# EXERCISE OBJECTIVE
Below are the records; pull every line that includes "screenshot".

# INPUT
_ _ _
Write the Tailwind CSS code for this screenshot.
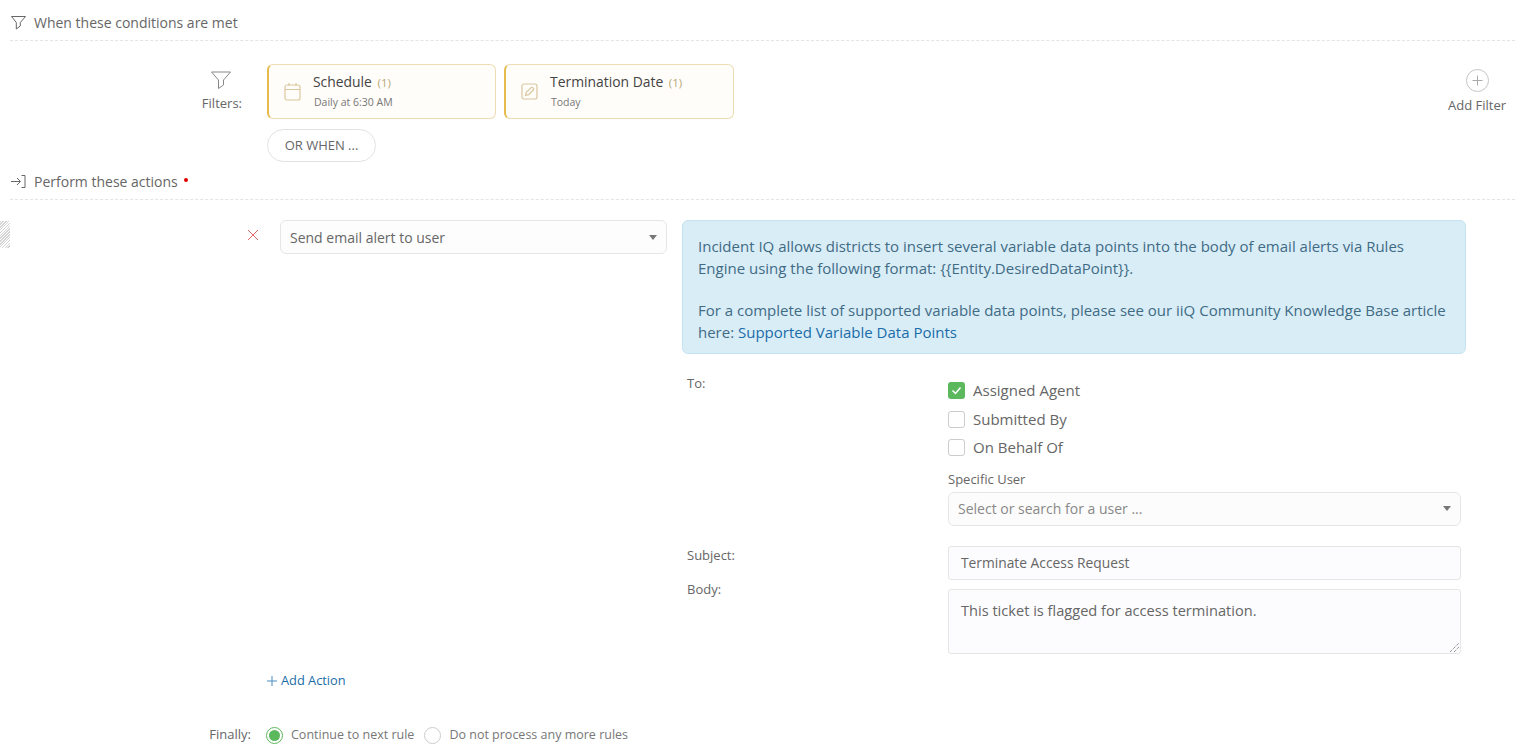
<!DOCTYPE html>
<html lang="en">
<head>
    <meta charset="UTF-8">
    <title>Rule Editor</title>
    <script src="https://cdn.jsdelivr.net/npm/@tailwindcss/browser@4"></script>
</head>
<body class="bg-white h-[745px] overflow-hidden font-['Open_Sans',sans-serif] text-[#666]">
    <!-- conditions header -->
    <div class="ml-[10px] h-[41px] border-b border-dashed border-[#e4e4e4] flex items-center pt-[5px] text-[14px]">
        <svg class="w-[15px] h-[15px] ml-[1px] mr-[8px]" viewBox="0 0 15 15" fill="none" stroke="#666" stroke-width="1"><path d="M0.5 1.500h14l-5.200 6v3.500l-4 3v-6.500z"/></svg>
        <span>When these conditions are met</span>
    </div>

    <!-- filters -->
    <div class="flex pt-[23px] h-[126px]">
        <div class="w-[242px] shrink-0 flex flex-col items-end pt-[6px]">
            <svg class="w-[20px] h-[20px] mr-[11px]" viewBox="0 0 20 20" fill="none" stroke="#888" stroke-width="1"><path d="M0.5 2h19l-7 8v5l-5 3.500v-8.500z"/></svg>
            <span class="text-[13px] mt-[4px]">Filters:</span>
        </div>
        <div class="ml-[25px]">
            <div class="flex gap-[8px]">
                <div class="w-[229px] h-[55px] flex items-center bg-[#fffdf9] border border-[#eedcb4] border-l-2 border-l-[#e6bb4e] rounded-[6px] pl-[15px]">
                    <svg class="w-[17px] h-[19px] shrink-0" viewBox="0 0 17 19" fill="none" stroke="#dcc8a0" stroke-width="1.200"><rect x="1" y="3" width="15" height="15" rx="2"/><path d="M1 7.500h15M5 1v3M12 1v3"/></svg>
                    <div class="ml-[12px] -mt-[1px]">
                        <div class="text-[13.900px] leading-[20px] text-[#444]">Schedule <span class="text-[11.500px] text-[#b8a878] ml-[2px]">(1)</span></div>
                        <div class="text-[10.500px] leading-[16px] text-[#777] mt-[1px] ml-[1px]">Daily at 6:30 AM</div>
                    </div>
                </div>
                <div class="w-[230px] h-[55px] flex items-center bg-[#fffdf9] border border-[#eedcb4] border-l-2 border-l-[#e6bb4e] rounded-[6px] pl-[15px]">
                    <svg class="w-[17px] h-[17px] shrink-0" viewBox="0 0 17 17" fill="none" stroke="#d8c6a0" stroke-width="1.200"><rect x="1" y="1" width="15" height="15" rx="2"/><path d="M4.500 12.500l0.800-3.200 4.700-4.700a1.200 1.200 0 0 1 1.700 0l0.700 0.700a1.200 1.200 0 0 1 0 1.700l-4.700 4.700z"/></svg>
                    <div class="ml-[12px] -mt-[1px]">
                        <div class="text-[13.900px] leading-[20px] text-[#444]">Termination Date <span class="text-[11.500px] text-[#b8a878] ml-[2px]">(1)</span></div>
                        <div class="text-[10.500px] leading-[16px] text-[#777] mt-[1px] ml-[1px]">Today</div>
                    </div>
                </div>
            </div>
            <div class="mt-[10px] w-[109px] h-[33px] rounded-full border border-[#e2e2e2] flex items-center justify-center text-[13px] text-[#666]">OR WHEN ...</div>
        </div>
        <div class="ml-auto mr-[9px] w-[58px] flex flex-col items-center pt-[5px]">
            <svg class="w-[23px] h-[23px]" viewBox="0 0 23 23" fill="none" stroke="#c4c4c4" stroke-width="1"><circle cx="11.500" cy="11.500" r="11"/><path d="M11.500 6.500v10M6.500 11.500h10" stroke="#aaa"/></svg>
            <span class="text-[13px] mt-[4px] whitespace-nowrap">Add Filter</span>
        </div>
    </div>

    <!-- actions header -->
    <div class="ml-[10px] h-[33px] border-b border-dashed border-[#e4e4e4] flex items-center pb-[4px] text-[14px]">
        <svg class="w-[15px] h-[13px] ml-[1px] mr-[8px]" viewBox="0 0 15 13" fill="none" stroke="#666" stroke-width="1"><path d="M0 6.500h9M6 3l3.500 3.500L6 10M10.500 0.500h3.500v12h-3.500"/></svg>
        <span>Perform these actions</span>
        <span class="w-[4px] h-[4px] rounded-full bg-[#e00000] ml-[6px] -mt-[3px]"></span>
    </div>

    <!-- action row -->
    <div class="flex pt-[20px]">
        <div class="w-[10px] h-[27px] mt-[1px] shrink-0 bg-[repeating-linear-gradient(135deg,#d4d4d4_0,#d4d4d4_1px,#fff_1px,#fff_2px)]"></div>
        <svg class="w-[12px] h-[12px] ml-[237px] mt-[9px] shrink-0" viewBox="0 0 12 12" fill="none" stroke="#e0686c" stroke-width="1"><path d="M1 1l10 10M11 1L1 11"/></svg>
        <div class="w-[387px] h-[34px] ml-[21px] shrink-0 bg-[#fdfdfd] border border-[#e6e6e6] rounded-[6px] flex items-center justify-between px-[9px] text-[14px]">
            <span>Send email alert to user</span>
            <span class="w-0 h-0 border-x-[4px] border-x-transparent border-t-[5px] border-t-[#777]"></span>
        </div>
        <div class="w-[784px] ml-[15px] shrink-0">
            <div class="h-[134px] bg-[#d9edf7] border border-[#c4e3f2] rounded-[6px] px-[15px] pt-[14px] text-[15px] leading-[22px] text-[#3f6b85]">
                <p>Incident IQ allows districts to insert several variable data points into the body of email alerts via Rules Engine using the following format: {{Entity.DesiredDataPoint}}.</p>
                <p class="mt-[20px]">For a complete list of supported variable data points, please see our iiQ Community Knowledge Base article here: <a class="text-[#1a6ca8]">Supported Variable Data Points</a></p>
            </div>

            <div class="flex mt-[21px]">
                <div class="w-[266px] shrink-0 pl-[5px] text-[13px] leading-[16px]">To:</div>
                <div class="w-[513px]">
                    <div class="flex flex-col text-[15px]">
                        <label class="flex items-center h-[20px] mt-[5px]">
                            <span class="w-[17px] h-[17px] rounded-[3px] bg-[#5cb85c] flex items-center justify-center">
                                <svg class="w-[11px] h-[11px]" viewBox="0 0 11 11" fill="none" stroke="#fff" stroke-width="1.500"><path d="M1.500 5.500l3 3 5-6"/></svg>
                            </span>
                            <span class="ml-[8px]">Assigned Agent</span>
                        </label>
                        <label class="flex items-center h-[20px] mt-[9px]">
                            <span class="w-[17px] h-[17px] rounded-[3px] border border-[#ccc] bg-white"></span>
                            <span class="ml-[8px]">Submitted By</span>
                        </label>
                        <label class="flex items-center h-[20px] mt-[8px]">
                            <span class="w-[17px] h-[17px] rounded-[3px] border border-[#ccc] bg-white"></span>
                            <span class="ml-[8px]">On Behalf Of</span>
                        </label>
                    </div>
                    <div class="text-[13px] leading-[16px] mt-[14px]">Specific User</div>
                    <div class="h-[34px] mt-[5px] pb-[1px] bg-[#fcfcfc] border border-[#e6e6e6] rounded-[6px] flex items-center justify-between px-[9px] text-[14px] text-[#888]">
                        <span>Select or search for a user ...</span>
                        <span class="w-0 h-0 border-x-[4px] border-x-transparent border-t-[5px] border-t-[#777]"></span>
                    </div>
                </div>
            </div>

            <div class="flex mt-[20px]">
                <div class="w-[266px] shrink-0 pl-[5px] text-[13px] leading-[16px] pt-[1px]">Subject:</div>
                <div class="w-[513px] h-[34px] pt-[1px] bg-[#fcfcfe] border border-[#e6e6e6] rounded-[3px] flex items-center pl-[12px] text-[13.800px]">Terminate Access Request</div>
            </div>
            <div class="flex mt-[9px]">
                <div class="w-[266px] shrink-0 pl-[5px] text-[13px] leading-[16px] -mt-[8px]">Body:</div>
                <div class="relative w-[513px] h-[65px] bg-[#fcfcfe] border border-[#e6e6e6] rounded-[3px] pl-[12px] pt-[10px] text-[14.600px] leading-[20px]">
                    This ticket is flagged for access termination.
                    <svg class="absolute right-[1px] bottom-[1px] w-[9px] h-[9px]" viewBox="0 0 9 9" stroke="#666" stroke-width="1" stroke-dasharray="1 1"><path d="M0 9L9 0M4 9l5-5"/></svg>
                </div>
            </div>
        </div>
    </div>

    <!-- footer -->
    <div class="pl-[267px] mt-[17px] flex items-center h-[20px] text-[12.800px] text-[#1a6ca8]">
        <svg class="w-[10px] h-[10px] mr-[4px]" viewBox="0 0 10 10" fill="none" stroke="#4a8cc0" stroke-width="1"><path d="M5 0v10M0 5h10"/></svg>
        <span>Add Action</span>
    </div>
    <div class="flex items-center mt-[34px] h-[20px] text-[12.500px]">
        <span class="w-[251px] text-right text-[13px]">Finally:</span>
        <span class="ml-[15px] w-[17px] h-[17px] rounded-full border border-[#5cb85c] flex items-center justify-center">
            <span class="w-[11px] h-[11px] rounded-full bg-[#5cb85c]"></span>
        </span>
        <span class="ml-[8px] text-[#777]">Continue to next rule</span>
        <span class="ml-[10px] w-[17px] h-[17px] rounded-full border border-[#ccc] bg-white"></span>
        <span class="ml-[8px] text-[#777]">Do not process any more rules</span>
    </div>
</body>
</html>
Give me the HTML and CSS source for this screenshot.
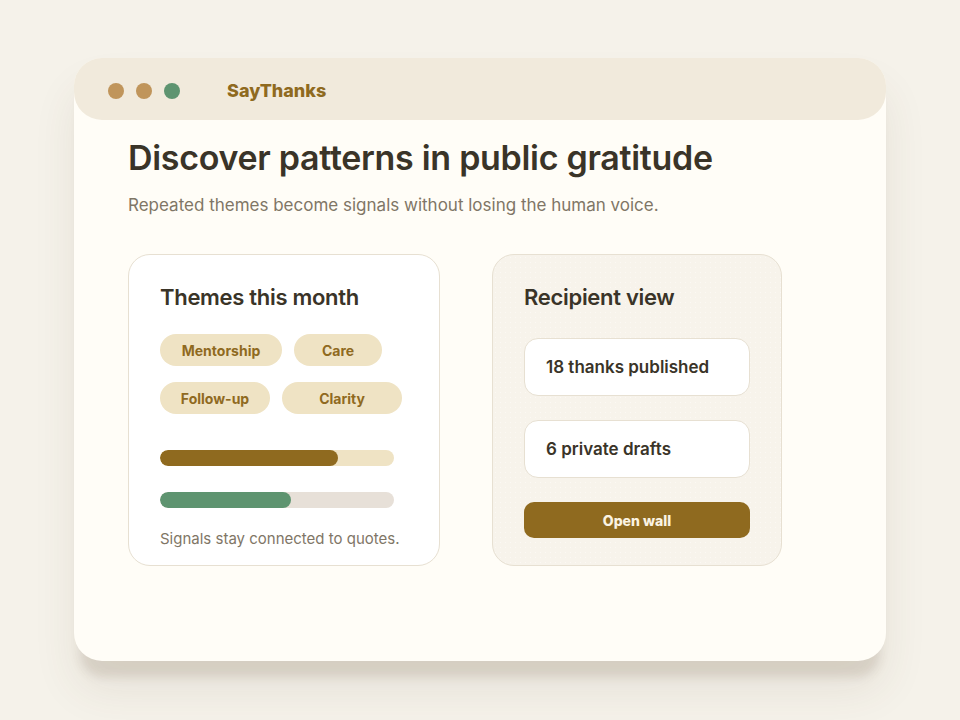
_ _ _
# WORKED ANSWER
Write the Tailwind CSS code for this screenshot.
Give me the HTML and CSS source for this screenshot.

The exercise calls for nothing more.